Horizontal stirred bed reactors (HSBRs) are used in gas--phase polyolefin production, where efficient solids mixing and controlled residence time distributions are essential for product quality and stability. Despite their industrial relevance, the influence of operating conditions on granular flow and mixing in HSBRs is not well understood. Discrete Element Method (DEM) simulations are used to study the effects of rotation speed and fill level on particle motion, mixing, and axial transport in a lab--scale HSBR. An industrial--grade polypropylene powder is modelled using calibrated contact parameters. Mixing is quantified using the Lacey index in axial (z) and cross--sectional (xy) directions. Particle circulation is characterised via cycle--time analysis and a coarse--grained angular velocity field. Axial dispersion coefficients are obtained from particle trajectories using both Einstein--type and cycle--based approaches, and validated with a diffusion model predicting the axial Lacey index. Results show that axial mixing depends strongly on rotation speed and fill level: higher rotation speeds accelerate homogenization, while higher fill levels slow mixing. Cross--sectional mixing is mainly sensitive to rotation speed, with fill--level effects diminishing at higher speeds. Cycle time decreases with increasing rotation speed and fill level, indicating enhanced circulation. Axial dispersion increases with rotation speed but decreases with fill level, with consistent results across methods. These findings reveal trade--offs between axial mixing, circulation, and dispersion, highlighting the need to balance operating conditions and demonstrating the capability of DEM to support HSBR optimisation.

Editorial analysis

A structured set of objections, weighed in public.

Desk editor's note, referee report, simulated authors' rebuttal, and a circularity audit.
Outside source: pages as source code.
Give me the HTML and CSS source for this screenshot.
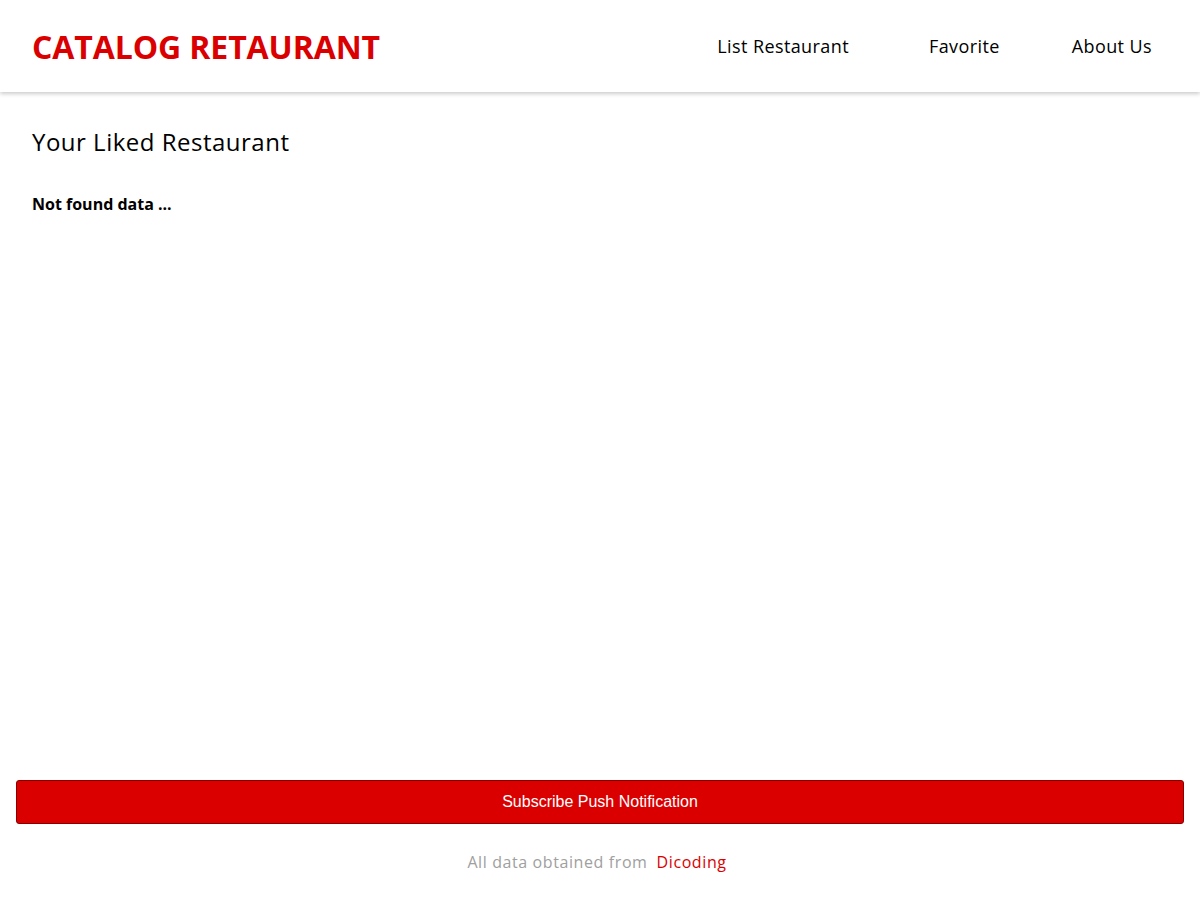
FILE: index.html
```html
<!DOCTYPE html>
<html lang="en">
<head>
<meta charset="utf-8">
<title>Catalog Retaurant</title>
<link rel="stylesheet" href="styles.css">
</head>
<body>
<header class="app-bar">
  <h1 class="brand">CATALOG RETAURANT</h1>
  <nav class="nav">
    <a class="nav-link" href="#">List Restaurant</a>
    <a class="nav-link nav-fav" href="#">Favorite</a>
    <a class="nav-link nav-about" href="#">About Us</a>
  </nav>
</header>
<main class="content">
  <h2 class="title">Your Liked Restaurant</h2>
  <p class="empty">Not found data ...</p>
</main>
<div class="subscribe-wrap">
  <button class="subscribe">Subscribe Push Notification</button>
</div>
<footer class="footer">
  <span class="footer-text">All data obtained from</span>
  <a class="footer-link" href="#">Dicoding</a>
</footer>
</body>
</html>
```
FILE: styles.css
```css
* { box-sizing: border-box; }
html, body { margin: 0; padding: 0; }
body {
  font-family: "Open Sans", "Noto Sans", sans-serif;
  color: #000;
  background: #fff;
  min-height: 900px;
  display: flex;
  flex-direction: column;
}
.app-bar {
  height: 92px;
  display: flex;
  align-items: center;
  justify-content: space-between;
  padding: 0 48px 0 32px;
  box-shadow: 0 2px 4px rgba(0,0,0,0.2);
}
.brand {
  margin: 0;
  font-size: 32px;
  font-weight: 700;
  color: #db0000;
  letter-spacing: -0.1px;
}
.nav {
  display: flex;
}
.nav-link {
  color: #000;
  text-decoration: none;
  font-size: 18px;
  letter-spacing: 0.4px;
}
.nav-fav { margin-left: 80px; }
.nav-about { margin-left: 72px; }
.content {
  flex: 1;
  padding: 0 32px;
}
.title {
  margin: 33px 0 0;
  font-size: 24px;
  font-weight: 400;
  letter-spacing: 0.5px;
}
.empty {
  margin: 35px 0 0;
  font-size: 16px;
  font-weight: 700;
}
.subscribe-wrap {
  padding: 0 16px;
}
.subscribe {
  width: 100%;
  height: 44px;
  background: #db0000;
  color: #fff;
  border: 1px solid #8a0000;
  border-radius: 3px;
  font-family: "Liberation Sans", Arial, sans-serif;
  font-size: 16px;
}
.footer {
  height: 76px;
  display: flex;
  justify-content: center;
  align-items: center;
  gap: 9px;
  font-size: 16px;
  letter-spacing: 0.6px;
  padding-right: 6px;
}
.footer-text { color: #a0a0a0; }
.footer-link { color: #db0000; text-decoration: none; }
```
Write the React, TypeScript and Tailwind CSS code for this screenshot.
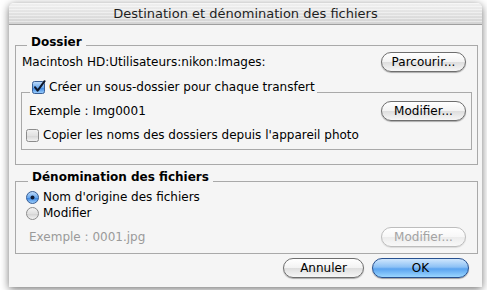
import React from "react";

type Kind = "normal" | "disabled" | "primary";

function Btn({ label, className, kind = "normal" }: { label: string; className: string; kind?: Kind }) {
  const base =
    "h-[20px] shrink-0 rounded-full flex items-center justify-center text-[12px] leading-none ";
  const k =
    kind === "primary"
      ? "border border-[#27508f] text-black bg-[linear-gradient(to_bottom,#cfe6fd_0%,#8cc1f5_45%,#5aa3ef_55%,#9ad6ff_100%)] shadow-[0_1px_1px_rgba(0,0,0,0.35)]"
      : kind === "disabled"
      ? "border border-[#bdbdbd] text-[#a3a3a3] bg-[linear-gradient(to_bottom,#ffffff_0%,#f7f7f7_50%,#ececec_51%,#f8f8f8_100%)] shadow-[0_1px_1px_rgba(0,0,0,0.1)]"
      : "border border-[#6e6e6e] text-black bg-[linear-gradient(to_bottom,#ffffff_0%,#f3f3f3_48%,#dedede_52%,#f6f6f6_100%)] shadow-[0_1px_1px_rgba(0,0,0,0.3)]";
  return <div className={base + k + " " + className}>{label}</div>;
}

function CheckBox({ checked }: { checked: boolean }) {
  return (
    <svg width="14" height="14" viewBox="0 0 14 14" className="shrink-0">
      <defs>
        <linearGradient id={checked ? "cbOn" : "cbOff"} x1="0" y1="0" x2="0" y2="1">
          {checked ? (
            <>
              <stop offset="0" stopColor="#c3ddfa" />
              <stop offset="0.5" stopColor="#6aa9ee" />
              <stop offset="0.55" stopColor="#3d86e0" />
              <stop offset="1" stopColor="#9fd2ff" />
            </>
          ) : (
            <>
              <stop offset="0" stopColor="#f2f2f2" />
              <stop offset="0.5" stopColor="#e2e2e2" />
              <stop offset="0.55" stopColor="#d6d6d6" />
              <stop offset="1" stopColor="#f4f4f4" />
            </>
          )}
        </linearGradient>
      </defs>
      <rect
        x="0.5"
        y="1.5"
        width="12"
        height="12"
        rx="2"
        fill={checked ? "url(#cbOn)" : "url(#cbOff)"}
        stroke={checked ? "#3a5f95" : "#8c8c8c"}
      />
      {checked && (
        <path d="M3 7.2 L5.6 10.6 L12.6 1.2" fill="none" stroke="#10182a" strokeWidth="2" strokeLinecap="round" strokeLinejoin="round" />
      )}
    </svg>
  );
}

function Radio({ on }: { on: boolean }) {
  return (
    <svg width="13" height="13" viewBox="0 0 13 13" className="shrink-0">
      <defs>
        <linearGradient id={on ? "rdOn" : "rdOff"} x1="0" y1="0" x2="0" y2="1">
          {on ? (
            <>
              <stop offset="0" stopColor="#c3ddfa" />
              <stop offset="0.5" stopColor="#6aa9ee" />
              <stop offset="0.55" stopColor="#3d86e0" />
              <stop offset="1" stopColor="#a5d6ff" />
            </>
          ) : (
            <>
              <stop offset="0" stopColor="#f4f4f4" />
              <stop offset="0.5" stopColor="#e0e0e0" />
              <stop offset="0.55" stopColor="#d3d3d3" />
              <stop offset="1" stopColor="#f6f6f6" />
            </>
          )}
        </linearGradient>
      </defs>
      <circle cx="6.5" cy="6.5" r="6" fill={on ? "url(#rdOn)" : "url(#rdOff)"} stroke={on ? "#3a5f95" : "#8c8c8c"} />
      {on && <circle cx="6.5" cy="6.5" r="2" fill="#0f1a33" />}
    </svg>
  );
}

export default function App() {
  return (
    <div className="w-[487px] h-[290px] bg-white overflow-hidden font-['Lucida_Grande','DejaVu_Sans',sans-serif] text-[12px] text-black">
      <div className="ml-[9px] mt-[3px] w-[473px] h-[284px] bg-[#f5f5f5] rounded-t-[5px] shadow-[0_2px_9px_rgba(0,0,0,0.55)] flex flex-col overflow-hidden">
        <div className="h-[22px] shrink-0 flex items-center justify-center text-[13px] text-[#1e1e1e] border-b border-[#9f9f9f] bg-[image:repeating-linear-gradient(to_bottom,rgba(255,255,255,0.45)_0px,rgba(255,255,255,0.45)_1px,transparent_1px,transparent_3px),linear-gradient(to_bottom,#f0f0f0,#d3d3d3)]">
          Destination et dénomination des fichiers
        </div>

        {/* Dossier */}
        <div className="relative mt-[20px] ml-[6px] mr-[4px] border border-[#a9a9a9] pt-[6px] pb-[14px]">
          <span className="absolute left-[11px] top-[-12px] px-[4px] bg-[#f5f5f5] font-bold leading-[16px]">Dossier</span>
          <div className="flex items-center h-[20px] pl-[6px] pr-[11px]">
            <span className="flex-1 leading-[16px]">Macintosh HD:Utilisateurs:nikon:Images:</span>
            <Btn label="Parcourir..." className="w-[85px]" />
          </div>

          <div className="relative mt-[20px] mx-[5px] border border-[#a9a9a9] pt-[8px] pb-[6px]">
            <div className="absolute left-[8px] top-[-14px] flex items-center gap-[3px] pl-[2px] pr-[2px] bg-[#f5f5f5] h-[16px]">
              <CheckBox checked />
              <span className="leading-[16px]">Créer un sous-dossier pour chaque transfert</span>
            </div>
            <div className="flex items-center h-[20px] pl-[7px] pr-[5px]">
              <span className="flex-1 leading-[16px]">Exemple : Img0001</span>
              <Btn label="Modifier..." className="w-[85px]" />
            </div>
            <div className="flex items-center gap-[3px] h-[16px] mt-[6px] pl-[4px]">
              <CheckBox checked={false} />
              <span className="leading-[16px]">Copier les noms des dossiers depuis l'appareil photo</span>
            </div>
          </div>
        </div>

        {/* Dénomination */}
        <div className="relative mt-[16px] ml-[6px] mr-[4px] border border-[#a9a9a9] pt-[7px] pb-[6px]">
          <span className="absolute left-[12px] top-[-13px] px-[4px] bg-[#f5f5f5] font-bold leading-[16px]">Dénomination des fichiers</span>
          <div className="flex items-center gap-[4px] h-[16px] pl-[10px]">
            <Radio on />
            <span className="leading-[16px]">Nom d'origine des fichiers</span>
          </div>
          <div className="flex items-center gap-[4px] h-[16px] pl-[10px]">
            <Radio on={false} />
            <span className="leading-[16px]">Modifier</span>
          </div>
          <div className="flex items-center h-[20px] mt-[6px] pl-[13px] pr-[11px]">
            <span className="flex-1 leading-[16px] text-[#9a9a9a]">Exemple : 0001.jpg</span>
            <Btn label="Modifier..." kind="disabled" className="w-[85px]" />
          </div>
        </div>

        <div className="flex justify-end gap-[8px] mt-[4px] pr-[13px]">
          <Btn label="Annuler" className="w-[81px]" />
          <Btn label="OK" kind="primary" className="w-[97px]" />
        </div>
      </div>
    </div>
  );
}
Tearing a paper down is the easy half of reading it; the pith above is the substance, this is the friction.

Referee Report

2 major / 2 minor

Summary. The manuscript uses DEM simulations to study granular mixing and flow in a lab-scale horizontal stirred bed reactor (HSBR) for gas-phase polyolefin production. An industrial-grade polypropylene powder is modeled with calibrated contact parameters. Mixing is quantified via the Lacey index in axial (z) and cross-sectional (xy) directions; circulation is characterized by cycle-time analysis and coarse-grained angular velocity; axial dispersion coefficients are computed from trajectories using Einstein-type and cycle-based methods and cross-validated against a diffusion model for the axial Lacey index. The central results are that axial mixing accelerates with higher rotation speed and slows with higher fill level, cross-sectional mixing is mainly sensitive to speed, cycle times decrease with both parameters, and axial dispersion increases with speed but decreases with fill level.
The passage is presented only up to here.